Using the listing below, give the number of lines where "this" appears, and nothing else.

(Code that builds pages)
>> begin

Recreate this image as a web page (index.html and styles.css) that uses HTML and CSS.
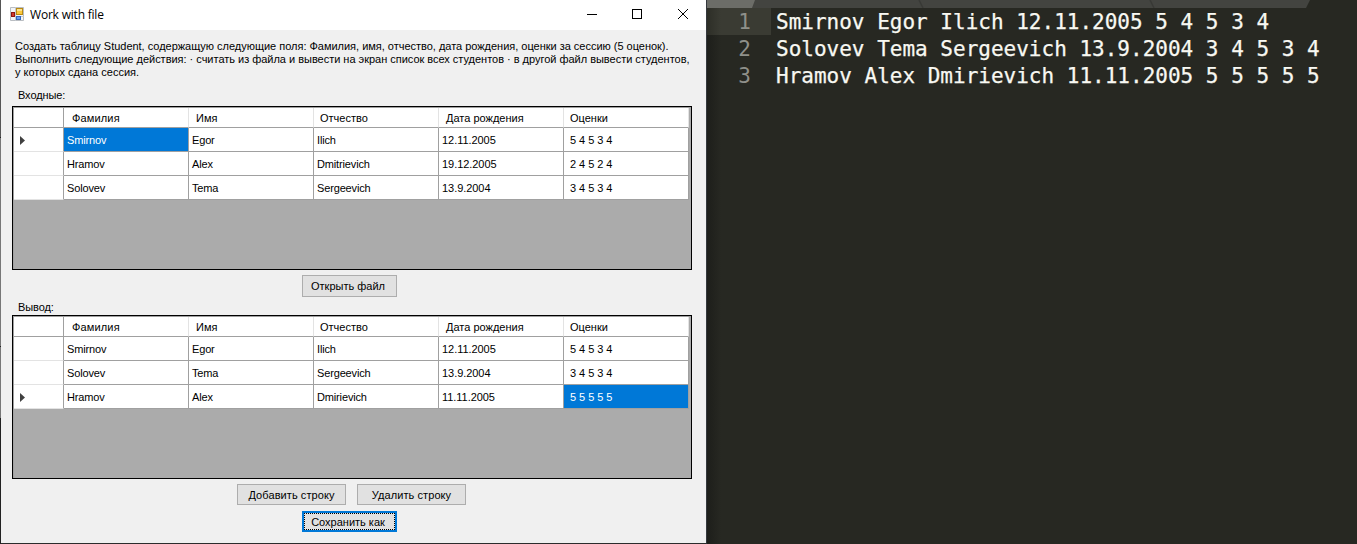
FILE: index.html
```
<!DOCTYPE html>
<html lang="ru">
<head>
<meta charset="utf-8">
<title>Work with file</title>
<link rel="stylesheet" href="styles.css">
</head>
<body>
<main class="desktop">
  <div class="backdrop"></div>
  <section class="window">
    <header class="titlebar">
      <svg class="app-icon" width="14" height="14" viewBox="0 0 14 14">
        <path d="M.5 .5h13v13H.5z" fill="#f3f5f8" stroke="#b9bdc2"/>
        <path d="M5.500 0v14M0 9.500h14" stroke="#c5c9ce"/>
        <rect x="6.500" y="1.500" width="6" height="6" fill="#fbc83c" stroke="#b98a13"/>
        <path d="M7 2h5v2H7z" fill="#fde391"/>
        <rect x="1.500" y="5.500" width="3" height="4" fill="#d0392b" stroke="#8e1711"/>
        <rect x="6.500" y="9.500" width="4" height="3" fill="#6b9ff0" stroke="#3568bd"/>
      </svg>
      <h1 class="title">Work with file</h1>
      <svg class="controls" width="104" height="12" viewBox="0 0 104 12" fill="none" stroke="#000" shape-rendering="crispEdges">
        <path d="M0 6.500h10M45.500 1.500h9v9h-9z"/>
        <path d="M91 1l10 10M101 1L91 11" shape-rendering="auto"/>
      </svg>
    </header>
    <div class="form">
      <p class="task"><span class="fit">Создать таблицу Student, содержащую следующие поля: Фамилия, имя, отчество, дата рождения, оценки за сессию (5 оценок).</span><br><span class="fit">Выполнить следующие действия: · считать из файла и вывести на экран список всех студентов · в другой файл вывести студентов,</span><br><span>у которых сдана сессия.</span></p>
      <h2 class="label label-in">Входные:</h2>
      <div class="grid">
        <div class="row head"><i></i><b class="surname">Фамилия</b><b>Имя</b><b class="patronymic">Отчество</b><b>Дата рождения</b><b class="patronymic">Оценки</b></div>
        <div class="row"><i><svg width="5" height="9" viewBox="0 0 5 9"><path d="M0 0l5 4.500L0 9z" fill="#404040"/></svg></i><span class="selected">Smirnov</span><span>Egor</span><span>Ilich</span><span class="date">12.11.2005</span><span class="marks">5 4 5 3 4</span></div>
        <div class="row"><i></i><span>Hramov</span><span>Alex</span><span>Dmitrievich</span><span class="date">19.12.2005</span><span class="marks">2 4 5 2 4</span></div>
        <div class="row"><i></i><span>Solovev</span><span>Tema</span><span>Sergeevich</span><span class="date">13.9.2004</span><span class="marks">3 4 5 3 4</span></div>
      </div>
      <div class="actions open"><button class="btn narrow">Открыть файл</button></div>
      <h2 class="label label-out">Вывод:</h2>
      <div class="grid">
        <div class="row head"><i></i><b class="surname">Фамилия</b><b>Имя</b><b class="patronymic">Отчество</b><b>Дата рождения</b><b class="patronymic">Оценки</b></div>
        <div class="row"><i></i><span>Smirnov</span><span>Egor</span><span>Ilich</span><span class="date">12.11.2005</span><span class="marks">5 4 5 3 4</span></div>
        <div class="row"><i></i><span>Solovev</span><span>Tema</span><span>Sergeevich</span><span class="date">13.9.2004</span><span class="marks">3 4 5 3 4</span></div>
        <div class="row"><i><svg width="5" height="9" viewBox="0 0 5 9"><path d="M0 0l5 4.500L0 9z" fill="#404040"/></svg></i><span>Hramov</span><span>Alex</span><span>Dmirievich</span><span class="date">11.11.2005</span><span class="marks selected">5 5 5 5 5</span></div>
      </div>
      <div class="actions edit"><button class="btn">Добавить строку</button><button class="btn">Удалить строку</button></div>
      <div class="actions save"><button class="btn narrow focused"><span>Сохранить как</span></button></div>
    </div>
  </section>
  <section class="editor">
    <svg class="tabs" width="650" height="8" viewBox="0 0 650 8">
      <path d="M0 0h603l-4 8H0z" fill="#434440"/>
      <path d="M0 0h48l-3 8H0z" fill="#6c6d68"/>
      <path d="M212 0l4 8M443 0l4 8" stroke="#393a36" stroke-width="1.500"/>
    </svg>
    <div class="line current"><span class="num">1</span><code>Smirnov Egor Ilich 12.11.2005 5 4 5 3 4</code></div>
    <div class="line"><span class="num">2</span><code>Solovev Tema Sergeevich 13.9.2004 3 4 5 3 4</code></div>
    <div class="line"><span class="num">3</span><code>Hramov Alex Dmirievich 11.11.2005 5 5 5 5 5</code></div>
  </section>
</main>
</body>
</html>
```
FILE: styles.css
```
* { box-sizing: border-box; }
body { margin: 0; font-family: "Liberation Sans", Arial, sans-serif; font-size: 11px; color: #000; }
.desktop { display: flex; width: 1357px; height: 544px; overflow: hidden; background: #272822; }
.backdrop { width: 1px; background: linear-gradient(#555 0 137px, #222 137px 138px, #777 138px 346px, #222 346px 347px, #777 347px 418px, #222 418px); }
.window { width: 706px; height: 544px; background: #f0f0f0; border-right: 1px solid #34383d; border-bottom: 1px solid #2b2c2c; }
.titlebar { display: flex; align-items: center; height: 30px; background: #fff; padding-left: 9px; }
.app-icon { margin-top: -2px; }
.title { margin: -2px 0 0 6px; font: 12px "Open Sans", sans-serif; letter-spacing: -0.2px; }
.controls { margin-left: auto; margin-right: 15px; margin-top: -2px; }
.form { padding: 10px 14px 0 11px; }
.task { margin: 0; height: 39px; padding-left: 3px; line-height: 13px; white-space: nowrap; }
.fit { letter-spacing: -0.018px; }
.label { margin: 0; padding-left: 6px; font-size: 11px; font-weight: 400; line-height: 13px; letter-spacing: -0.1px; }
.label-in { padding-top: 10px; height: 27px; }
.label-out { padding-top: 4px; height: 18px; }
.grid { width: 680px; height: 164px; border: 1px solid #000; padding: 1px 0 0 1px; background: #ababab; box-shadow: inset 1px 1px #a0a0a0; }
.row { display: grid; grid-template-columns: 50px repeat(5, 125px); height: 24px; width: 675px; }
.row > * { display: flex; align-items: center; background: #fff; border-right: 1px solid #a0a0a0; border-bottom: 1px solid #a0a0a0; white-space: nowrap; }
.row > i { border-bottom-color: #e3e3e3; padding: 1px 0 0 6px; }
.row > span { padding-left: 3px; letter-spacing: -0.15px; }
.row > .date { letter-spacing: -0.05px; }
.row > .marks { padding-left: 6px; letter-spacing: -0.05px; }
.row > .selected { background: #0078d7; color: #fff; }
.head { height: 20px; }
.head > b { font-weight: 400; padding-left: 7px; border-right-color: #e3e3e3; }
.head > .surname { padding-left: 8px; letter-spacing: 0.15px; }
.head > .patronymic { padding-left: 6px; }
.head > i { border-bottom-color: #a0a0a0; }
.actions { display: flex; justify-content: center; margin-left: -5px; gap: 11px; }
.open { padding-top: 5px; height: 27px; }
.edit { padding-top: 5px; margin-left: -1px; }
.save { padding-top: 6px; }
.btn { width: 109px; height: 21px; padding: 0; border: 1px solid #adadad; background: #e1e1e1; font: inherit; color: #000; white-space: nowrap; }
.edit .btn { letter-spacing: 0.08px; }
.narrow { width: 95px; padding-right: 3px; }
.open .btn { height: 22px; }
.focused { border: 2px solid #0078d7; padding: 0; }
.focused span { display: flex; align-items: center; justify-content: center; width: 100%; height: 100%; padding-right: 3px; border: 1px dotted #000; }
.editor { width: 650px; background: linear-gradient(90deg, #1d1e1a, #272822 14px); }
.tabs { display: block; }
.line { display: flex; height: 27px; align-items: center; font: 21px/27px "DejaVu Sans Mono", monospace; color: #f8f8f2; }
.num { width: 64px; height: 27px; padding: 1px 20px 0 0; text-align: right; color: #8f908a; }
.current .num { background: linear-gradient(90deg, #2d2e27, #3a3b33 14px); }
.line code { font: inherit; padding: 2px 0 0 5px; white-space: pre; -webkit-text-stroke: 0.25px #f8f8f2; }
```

>> end
>> begin

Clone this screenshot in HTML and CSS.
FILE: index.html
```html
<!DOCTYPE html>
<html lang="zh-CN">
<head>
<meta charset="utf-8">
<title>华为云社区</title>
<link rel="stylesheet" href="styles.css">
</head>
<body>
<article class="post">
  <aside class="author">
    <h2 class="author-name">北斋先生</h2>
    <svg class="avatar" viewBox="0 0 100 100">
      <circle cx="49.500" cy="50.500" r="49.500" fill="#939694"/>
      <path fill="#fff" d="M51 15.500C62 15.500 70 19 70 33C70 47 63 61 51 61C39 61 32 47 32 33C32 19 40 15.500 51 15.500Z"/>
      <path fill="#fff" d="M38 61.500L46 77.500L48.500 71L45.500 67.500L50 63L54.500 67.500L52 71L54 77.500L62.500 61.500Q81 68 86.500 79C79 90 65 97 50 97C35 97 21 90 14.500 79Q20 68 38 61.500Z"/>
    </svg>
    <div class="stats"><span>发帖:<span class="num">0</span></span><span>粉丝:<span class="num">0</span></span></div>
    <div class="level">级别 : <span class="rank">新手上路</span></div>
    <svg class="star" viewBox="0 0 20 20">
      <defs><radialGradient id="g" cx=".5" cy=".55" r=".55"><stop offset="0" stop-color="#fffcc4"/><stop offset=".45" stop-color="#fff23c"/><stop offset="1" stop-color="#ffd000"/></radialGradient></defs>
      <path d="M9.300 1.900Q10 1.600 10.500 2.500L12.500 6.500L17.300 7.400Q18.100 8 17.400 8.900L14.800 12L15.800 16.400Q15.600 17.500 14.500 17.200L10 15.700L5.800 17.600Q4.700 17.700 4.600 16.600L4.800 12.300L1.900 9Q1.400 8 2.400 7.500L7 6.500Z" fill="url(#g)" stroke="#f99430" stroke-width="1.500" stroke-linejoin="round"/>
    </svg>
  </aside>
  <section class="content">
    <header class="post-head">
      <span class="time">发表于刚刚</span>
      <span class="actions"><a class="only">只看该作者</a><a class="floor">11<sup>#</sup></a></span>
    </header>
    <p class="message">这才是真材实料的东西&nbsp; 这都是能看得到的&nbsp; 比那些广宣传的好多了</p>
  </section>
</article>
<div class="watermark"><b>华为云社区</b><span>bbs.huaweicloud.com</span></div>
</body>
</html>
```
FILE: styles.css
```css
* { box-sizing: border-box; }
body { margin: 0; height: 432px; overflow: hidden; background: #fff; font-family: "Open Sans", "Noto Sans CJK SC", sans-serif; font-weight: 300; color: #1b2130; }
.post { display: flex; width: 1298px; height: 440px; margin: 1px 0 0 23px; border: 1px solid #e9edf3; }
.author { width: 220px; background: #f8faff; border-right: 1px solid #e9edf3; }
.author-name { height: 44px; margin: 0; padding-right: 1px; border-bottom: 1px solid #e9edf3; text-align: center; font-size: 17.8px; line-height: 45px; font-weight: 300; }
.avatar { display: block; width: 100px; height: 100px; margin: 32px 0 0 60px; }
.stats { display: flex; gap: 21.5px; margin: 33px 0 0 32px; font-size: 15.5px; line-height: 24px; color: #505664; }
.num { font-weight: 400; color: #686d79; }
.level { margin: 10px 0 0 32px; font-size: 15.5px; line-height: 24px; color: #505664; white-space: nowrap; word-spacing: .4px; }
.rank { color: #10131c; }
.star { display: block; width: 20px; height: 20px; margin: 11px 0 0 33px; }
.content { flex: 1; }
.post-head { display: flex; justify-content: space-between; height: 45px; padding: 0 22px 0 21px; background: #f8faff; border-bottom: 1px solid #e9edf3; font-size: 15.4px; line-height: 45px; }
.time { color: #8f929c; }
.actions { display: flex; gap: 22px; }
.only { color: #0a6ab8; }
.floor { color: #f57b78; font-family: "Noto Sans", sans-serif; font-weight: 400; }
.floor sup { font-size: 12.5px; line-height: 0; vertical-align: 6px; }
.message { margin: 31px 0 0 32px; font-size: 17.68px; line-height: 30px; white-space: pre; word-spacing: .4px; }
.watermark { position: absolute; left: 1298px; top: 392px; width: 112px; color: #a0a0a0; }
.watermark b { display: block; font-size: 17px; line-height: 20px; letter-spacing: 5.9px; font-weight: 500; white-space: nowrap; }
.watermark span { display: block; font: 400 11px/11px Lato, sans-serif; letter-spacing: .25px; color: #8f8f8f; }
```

>> end

◆ **THE ANSWER**
2